Colin Tarrant (14 June 1952 – 26 January 2012) was an English actor best known for playing Inspector Andrew Monroe in ITV's The Bill between 1990 and 2002.

==Early life and career==
Tarrant was born in 1952 in Shirebrook, Derbyshire, and studied for a degree in English and Drama at Exeter University, then at the cutting edge of dramaturgy. He briefly worked as a teacher before taking up acting, first at the Northcott Theatre, Exeter and then with Medium Fair Community Theatre Company, Exeter 1975–77 (a company developed from the university drama department). After leaving Medium Fair he was part of Peter Cheeseman's company at the Victoria Theatre, Stoke-on-Trent. He worked with Foco Novo, Shared Experience, the RSC and the Leicester Phoenix Arts Centre.
His first major television role was that of Will Brangwen in the BBC miniseries The Rainbow (1988), playing opposite Imogen Stubbs. A twelve-year run in The Bill followed between 1990 and 2002, after which he made many appearances on other television programmes as well as returning to the theatre.

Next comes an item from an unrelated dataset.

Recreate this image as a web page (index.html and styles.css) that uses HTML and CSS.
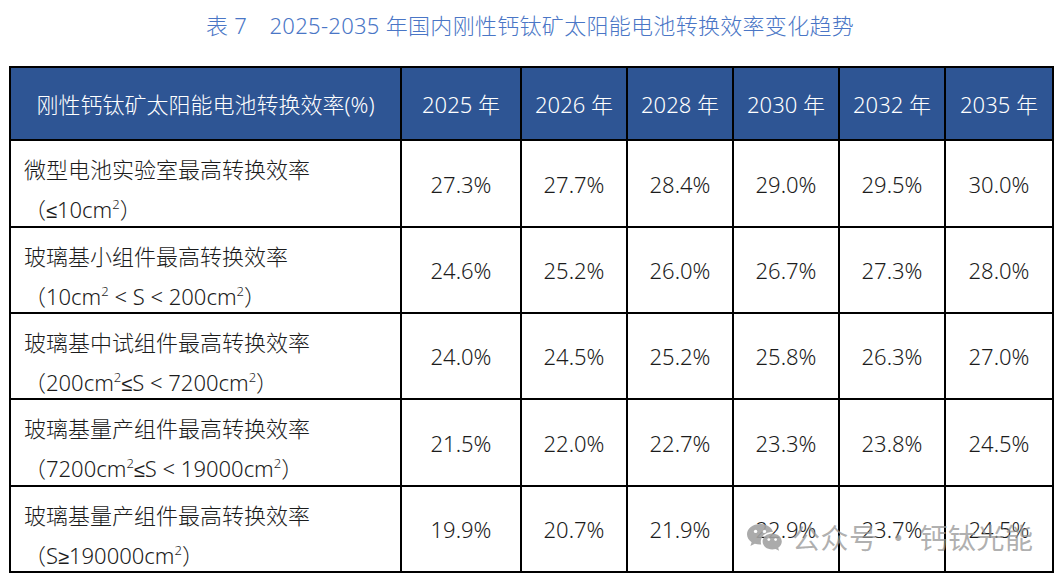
FILE: index.html
```html
<!DOCTYPE html>
<html lang="zh-CN">
<head>
<meta charset="utf-8">
<title>表 7 2025-2035 年国内刚性钙钛矿太阳能电池转换效率变化趋势</title>
<link rel="stylesheet" href="styles.css">
</head>
<body>
<div class="page">
  <h1 class="title">表 7　2025-2035 年国内刚性钙钛矿太阳能电池转换效率变化趋势</h1>
  <table class="eff">
    <colgroup>
      <col class="c-name"><col class="c-first"><col class="c-year"><col class="c-year"><col class="c-year"><col class="c-year"><col class="c-last">
    </colgroup>
    <thead>
      <tr class="head">
        <th>刚性钙钛矿太阳能电池转换效率(%)</th>
        <th>2025 年</th><th>2026 年</th><th>2028 年</th><th>2030 年</th><th>2032 年</th><th>2035 年</th>
      </tr>
    </thead>
    <tbody>
      <tr class="r87">
        <td class="name"><div class="label">微型电池实验室最高转换效率<br>（<span class="sym">≤</span>10cm<sup>2</sup>）</div></td>
        <td>27.3%</td><td>27.7%</td><td>28.4%</td><td>29.0%</td><td>29.5%</td><td>30.0%</td>
      </tr>
      <tr class="r86">
        <td class="name"><div class="label">玻璃基小组件最高转换效率<br>（10cm<sup>2</sup> &lt; S &lt; 200cm<sup>2</sup>）</div></td>
        <td>24.6%</td><td>25.2%</td><td>26.0%</td><td>26.7%</td><td>27.3%</td><td>28.0%</td>
      </tr>
      <tr class="r86">
        <td class="name"><div class="label">玻璃基中试组件最高转换效率<br>（200cm<sup>2</sup><span class="sym">≤</span>S &lt; 7200cm<sup>2</sup>）</div></td>
        <td>24.0%</td><td>24.5%</td><td>25.2%</td><td>25.8%</td><td>26.3%</td><td>27.0%</td>
      </tr>
      <tr class="r87">
        <td class="name"><div class="label">玻璃基量产组件最高转换效率<br>（7200cm<sup>2</sup><span class="sym">≤</span>S &lt; 19000cm<sup>2</sup>）</div></td>
        <td>21.5%</td><td>22.0%</td><td>22.7%</td><td>23.3%</td><td>23.8%</td><td>24.5%</td>
      </tr>
      <tr class="r86">
        <td class="name"><div class="label">玻璃基量产组件最高转换效率<br>（S<span class="sym">≥</span>190000cm<sup>2</sup>）</div></td>
        <td>19.9%</td><td>20.7%</td><td>21.9%</td><td>22.9%</td><td>23.7%</td><td>24.5%</td>
      </tr>
    </tbody>
  </table>
  <div class="watermark">
    <svg class="wx" width="36" height="28" viewBox="0 0 36 28">
      <path d="M14 1C6.8 1 1 5.6 1 11.3c0 3.2 1.8 6 4.6 7.9L4.4 23l4.4-2.3c1.6.5 3.3.7 5.2.7.4 0 .8 0 1.2 0-.3-.9-.4-1.8-.4-2.8 0-5.4 5.1-9.6 11.3-9.6h.9C25.8 4.5 20.4 1 14 1z" fill="#a3a3a3"/>
      <circle cx="9.6" cy="8.4" r="1.7" fill="#fff"/>
      <circle cx="18.4" cy="8.4" r="1.7" fill="#fff"/>
      <path d="M26.2 10.4c-5.3 0-9.6 3.6-9.6 8s4.3 8 9.6 8c1.2 0 2.3-.2 3.4-.5l3.5 1.9-.9-3.1c2.2-1.5 3.6-3.7 3.6-6.3 0-4.4-4.3-8-9.6-8z" fill="#a3a3a3"/>
      <circle cx="22.8" cy="16.6" r="1.4" fill="#fff"/>
      <circle cx="29.6" cy="16.6" r="1.4" fill="#fff"/>
    </svg>
    <span class="wm-text">公众号 · 钙钛光能</span>
  </div>
</div>
</body>
</html>
```

FILE: styles.css
```css
html, body {
  margin: 0;
  padding: 0;
  background: #ffffff;
}

.page {
  position: relative;
  width: 1060px;
  height: 581px;
  overflow: hidden;
  font-family: "Noto Sans", "Noto Sans CJK SC", sans-serif;
  font-weight: 300;
}

.title {
  margin: 0;
  padding-top: 10px;
  height: 30px;
  margin-bottom: 26px;
  line-height: 30px;
  text-align: center;
  font-size: 22px;
  font-weight: 300;
  color: #4a76c6;
  letter-spacing: 0.3px;
}

.eff {
  margin-left: 9px;
  border-collapse: collapse;
  table-layout: fixed;
  width: 1045px;
  border: 2px solid #000;
}

.c-name { width: 391px; }
.c-first { width: 120px; }
.c-year { width: 106px; }
.c-last { width: 108px; }

.eff th,
.eff td {
  border: 2px solid #000;
  padding: 0;
  font-size: 22px;
  font-weight: 300;
  text-align: center;
  vertical-align: middle;
}

.head {
  height: 73px;
}

.head th {
  background: #2e5594;
  color: #ffffff;
  line-height: 30px;
}

.r87 { height: 87px; }
.r86 { height: 86px; }

.eff td {
  color: #1c1c1c;
  line-height: 40px;
}

.eff td.name {
  text-align: left;
  vertical-align: top;
  padding-left: 13px;
  padding-top: 8px;
}

.label {
  height: 74px;
  line-height: 40px;
}

.eff sup {
  font-size: 13px;
  line-height: 0;
  vertical-align: 9px;
}

.sym {
  font-family: "Liberation Sans", sans-serif;
  font-size: 20px;
}

.watermark {
  position: absolute;
  left: 746px;
  top: 519px;
  display: flex;
  align-items: center;
  gap: 10px;
  pointer-events: none;
}

.wx {
  display: block;
  opacity: 0.9;
}

.wm-text {
  font-family: "Noto Sans CJK SC", sans-serif;
  font-size: 28px;
  line-height: 36px;
  font-weight: 400;
  color: rgba(150, 150, 150, 0.75);
  letter-spacing: 0.5px;
}
```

In June 2005, he played Brian Clough in the Nottingham Playhouse's production of Old Big 'Ead in the Spirit of the Man. The play returned several times to the Nottingham Playhouse and played in other venues across England. He followed this with the role of the vagrant Davies in a Nottingham Playhouse production of Harold Pinter's The Caretaker, his performance described by The Stage as "brilliant – wild-eyed, twitchy, aggressive, over-defensive and ungrateful". He starred as the 'Old Gent' in an adaptation of The Railway Children at the National Railway Museum. In 2009 he starred with Stephanie Turner in Honeymoon Suite at the New Vic in Basford. Tarrant performed in a nationwide tour of Calendar Girls which began in Chichester in January 2010.

Television roles included appearances in Holby City, Heartbeat, Doctors, Midsomer Murders and as Ted Williamson in an episode of Casualty which aired on BBC 1 on 11 December 2010.

Tarrant also taught at secondary schools between acting roles.

==Personal life==
Tarrant suffered from depression and died on 26 January 2012 at the Bristol Royal Infirmary from self-inflicted stab wounds at his home in Bristol. In April 2012, Tarrant's death was ruled a suicide by Flax Bourton Coroner's Court.